Der ursprüngliche Wald ist in Bhutan noch intakt und besitzt die höchste Artenvielfalt weltweit. Er bedeckt etwa 70 Prozent (38.394 km²) des gebirgigen Landes. Vor allem findet man hier Eichen, Wacholdersträucher, Kiefern, Pinienbäume und Himalaja-Zedern. Der Nationalbaum ist die Zypresse. In den niedrigeren Tälern blühen im Sommer Orchideen, Magnolien, fleischfressende Pflanzen und der Blaue Mohn, die Nationalblume. Im Hochgebirge wachsen neben vielen typischen Alpenpflanzen auch viele Pflanzen, die zu Arzneien verarbeitet werden. In diesen hohen Lagen leben Schneeleoparden, Katzenbären und Wildschafe. In den gemäßigten Nadel- und Laubwäldern gibt es seltene Fasane, Kraniche, Nashornvogel-Arten, Goldlanguren und den Kleinen Panda, Leoparden, Gaure, Asiatische Elefanten, wilde Wasserbüffel und eine stabile Population des Panzernashorns. Nationaltiere sind der Rabe und das Takin, ein kuhähnliches Säugetier aus der Gruppe der Ziegenartigen.
Aufgrund seiner zentralen Lage ist Bhutan ein wichtiger Standort für die Populationen des Kleinen Pandas. Auch der kleine Kragenbär liebt die dichten Wälder mit toten Baumstümpfen und viel Bambus. Damit diese, im Osten des Himalajas heimische Art überleben kann, ist der Erhalt der Urwälder von großer Bedeutung.
Nicht nur für den Kleinen Panda, auch für den Königstiger ist Bhutan ein wichtiger Standort. Wissenschaftler wollen für die Tiere einen Schutzkorridor errichten, der von Nepal über Bhutan bis nach Malaysia reicht. Dieser würde die Wanderung zwischen den Hauptverbreitungsgebieten erleichtern und die genetische Vielfalt fördern. Weltweit gibt es weniger als 4.000 Großkatzen in freier Wildbahn, das macht sie zu einer stark gefährdeten Tierart auf der Roten Liste der Weltnaturschutzunion (IUCN). Ihre Zahl ist in den letzten 150 Jahren auf ein Zehntel des ursprünglichen Bestandes gesunken. Durch die Schutzkorridore hofft man, dass sich ihr Bestand erholen kann.
Russland
Im größten Land unserer Erde finden sich große Artenvielfalt, Urwälder, Hochgebirge und rund ein Fünftel der weltweiten Holzreserven. Denn 45 Prozent der Landesfläche ist von Wald bedeckt. Das ist fast dreiundzwanzig Mal die Fläche Deutschlands.
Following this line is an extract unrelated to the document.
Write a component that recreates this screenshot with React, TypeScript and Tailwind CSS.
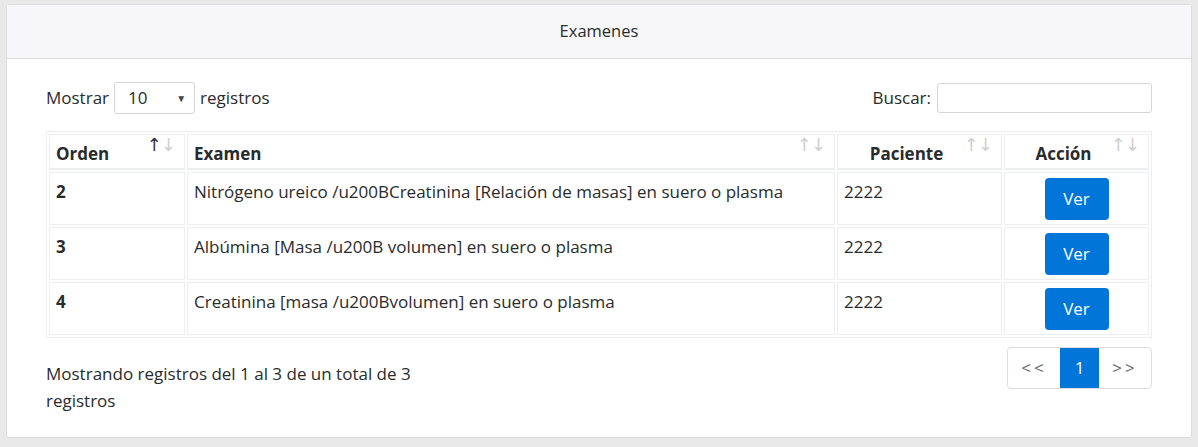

In der nördlichsten Vegetationszone − der Arktischen Wüste und der Tundra −, die sich entlang der Küste des Polarmeeres erstreckt, ist nicht viel Wald zu finden. Zwischen Geröll und Gletschern ist die Flora nicht sehr vielfältig. Ausdauernde frostbeständige Gräser wachsen neben Moosen und Flechten. Hier und da entdeckt man zwischen Heidekraut, gelbem Arktischen Mohn und Rosmarin auch Zwergbirken oder Weiden. Die Arktische Wüste ist außerdem der Lebensraum von Polarfüchsen, Eulen, Schneehasen und Lemmingen sowie im Sommer von Wölfen und großen Rentierherden.
Ein bisschen weiter südlich trifft man in der Taiga schon auf mehr Bäume, darunter zum Beispiel Immergrüne wie Tannen, Zedern, Kiefern und Fichten. Dazwischen gibt es weitere Moose und Waldbeeren sowie Tiere wie Elche, Bären und Füchse.
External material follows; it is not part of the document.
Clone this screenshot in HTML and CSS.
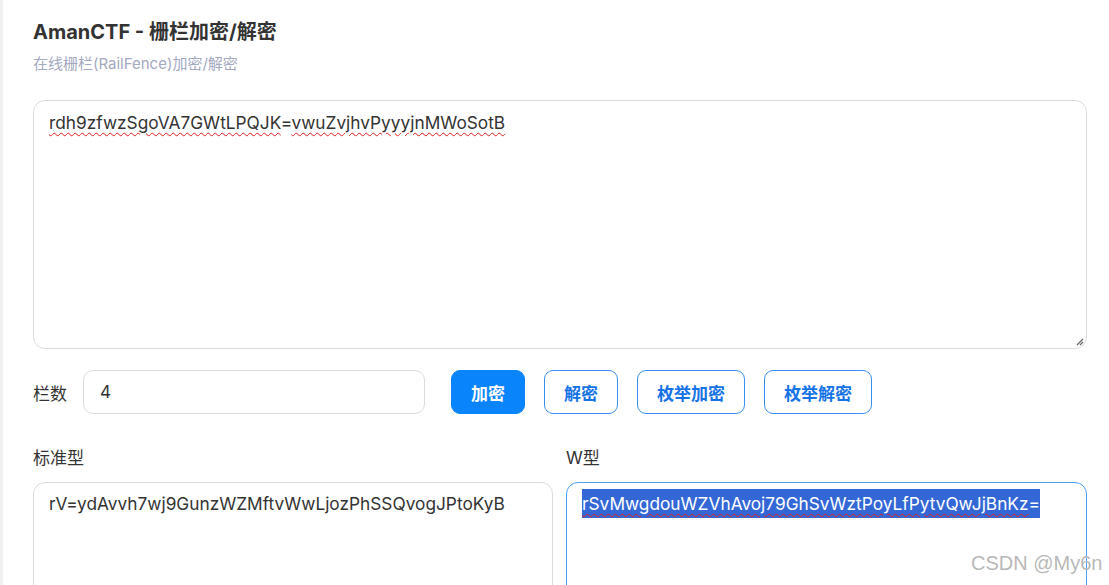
FILE: index.html
```html
<!DOCTYPE html>
<html lang="zh-CN">
<head>
<meta charset="utf-8">
<title>AmanCTF - 栅栏加密/解密</title>
<link rel="stylesheet" href="styles.css">
</head>
<body>
<div class="page">
  <h1 class="title">AmanCTF - 栅栏加密/解密</h1>
  <p class="subtitle">在线栅栏(RailFence)加密/解密</p>

  <div class="area area-main">
    <span class="sq">rdh9zfwzSgoVA7GWtLPQJK</span>=<span class="sq">vwuZvjhvPyyyjnMWoSotB</span>
    <svg class="grip" width="10" height="10" viewBox="0 0 10 10"><path d="M9 3 L3 9 M9 6 L6 9" stroke="#666" stroke-width="1.2" fill="none"/></svg>
  </div>

  <div class="controls">
    <label class="ctl-label">栏数</label>
    <div class="num-input">4</div>
    <div class="btns">
      <button class="btn btn-primary">加密</button>
      <button class="btn">解密</button>
      <button class="btn">枚举加密</button>
      <button class="btn">枚举解密</button>
    </div>
  </div>

  <div class="results">
    <div class="col">
      <div class="col-label">标准型</div>
      <div class="area area-out">rV=ydAvvh7wj9GunzWZMftvWwLjozPhSSQvogJPtoKyB</div>
    </div>
    <div class="col">
      <div class="col-label">W型</div>
      <div class="area area-out focused"><span class="sel"><span class="sq">rSvMwgdouWZVhAvoj79GhSvWztPoyLfPytvQwJjBnKz</span>=</span></div>
    </div>
  </div>
</div>
<div class="watermark">CSDN @My6n</div>
</body>
</html>
```

FILE: styles.css
```css
html, body {
  margin: 0;
  padding: 0;
  background: #ffffff;
  height: 100%;
  overflow: hidden;
}

body {
  font-family: Inter, "Noto Sans CJK SC", sans-serif;
  color: #333333;
  border-left: 3px solid #f0f0f0;
  box-sizing: border-box;
}

.page {
  padding: 20px 22px 0 30px;
}

.title {
  margin: 0;
  font-size: 20px;
  line-height: 24px;
  font-weight: 700;
  color: #333333;
}

.subtitle {
  margin: 10px 0 0;
  font-size: 15px;
  line-height: 20px;
  color: #a3a9bf;
}

.area {
  position: relative;
  box-sizing: border-box;
  border: 1px solid #dcdcdc;
  border-radius: 12px;
  padding: 10px 15px;
  font-size: 17.3px;
  line-height: 24px;
  color: #333333;
  background: #ffffff;
  white-space: nowrap;
}

.area-main {
  margin-top: 26px;
  height: 249px;
}

.sq {
  text-decoration: underline wavy #e02020;
  text-decoration-thickness: 1px;
  text-underline-offset: 3px;
}

.grip {
  position: absolute;
  right: 2px;
  bottom: 2px;
}

.controls {
  display: flex;
  align-items: center;
  margin-top: 21px;
}

.ctl-label {
  font-size: 17px;
  color: #333333;
  width: 50px;
}

.num-input {
  box-sizing: border-box;
  width: 342px;
  height: 44px;
  border: 1px solid #dcdcdc;
  border-radius: 10px;
  padding: 0 16px;
  display: flex;
  align-items: center;
  font-size: 17px;
  color: #333333;
}

.btns {
  display: flex;
  gap: 19px;
  margin-left: 26px;
}

.btn {
  box-sizing: border-box;
  height: 44px;
  padding: 0 19px;
  border: 1.5px solid #3a8ff2;
  border-radius: 9px;
  background: #ffffff;
  color: #1673e6;
  font-family: Inter, "Noto Sans CJK SC", sans-serif;
  font-size: 17px;
  font-weight: 700;
  cursor: pointer;
}

.btn-primary {
  background: #0a84fb;
  border-color: #0a84fb;
  color: #ffffff;
}

.results {
  display: grid;
  grid-template-columns: 520px 521px;
  gap: 13px;
  margin-top: 32px;
}

.col-label {
  font-size: 17px;
  line-height: 24px;
  color: #333333;
}

.area-out {
  margin-top: 12px;
  height: 160px;
  padding-top: 9px;
}

.focused {
  border: 1.5px solid #4aa0f5;
}

.sel {
  background: #3467d6;
  color: #ffffff;
  padding: 4px 0;
}

.watermark {
  position: absolute;
  left: 971px;
  top: 552px;
  font-family: "Liberation Sans", Arial, sans-serif;
  font-size: 20px;
  color: rgba(160, 160, 160, 0.75);
  text-shadow: 0 0 1px rgba(255,255,255,0.8);
  white-space: nowrap;
}
```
Die südlichen Wälder werden von Eichen, Ahorn, Ulmen, Linden und ganzen Birkenhainen gebildet. Neben Seen und Bächen gibt es in Russland viele Moore. Sie umfassen 8 Prozent der Landesfläche. Übrigens: Alle Moore unserer Erde speichern doppelt so viel Kohlenstoffdioxid wie alle Wälder unserer Erde zusammen.
In den Gebirgen Russlands findet sich eine ähnliche Vielfalt wie in unseren Alpen wieder. Almwiesen sowie Laub- und Mischwälder prägen das Landschaftsbild. Der Westkaukasus gehört zum UNESCO-Weltnaturerbe. In seinen Gipfeln leben die seltenen Bergwisente und hier gibt es das größte Kaiseradler-Vorkommen Europas.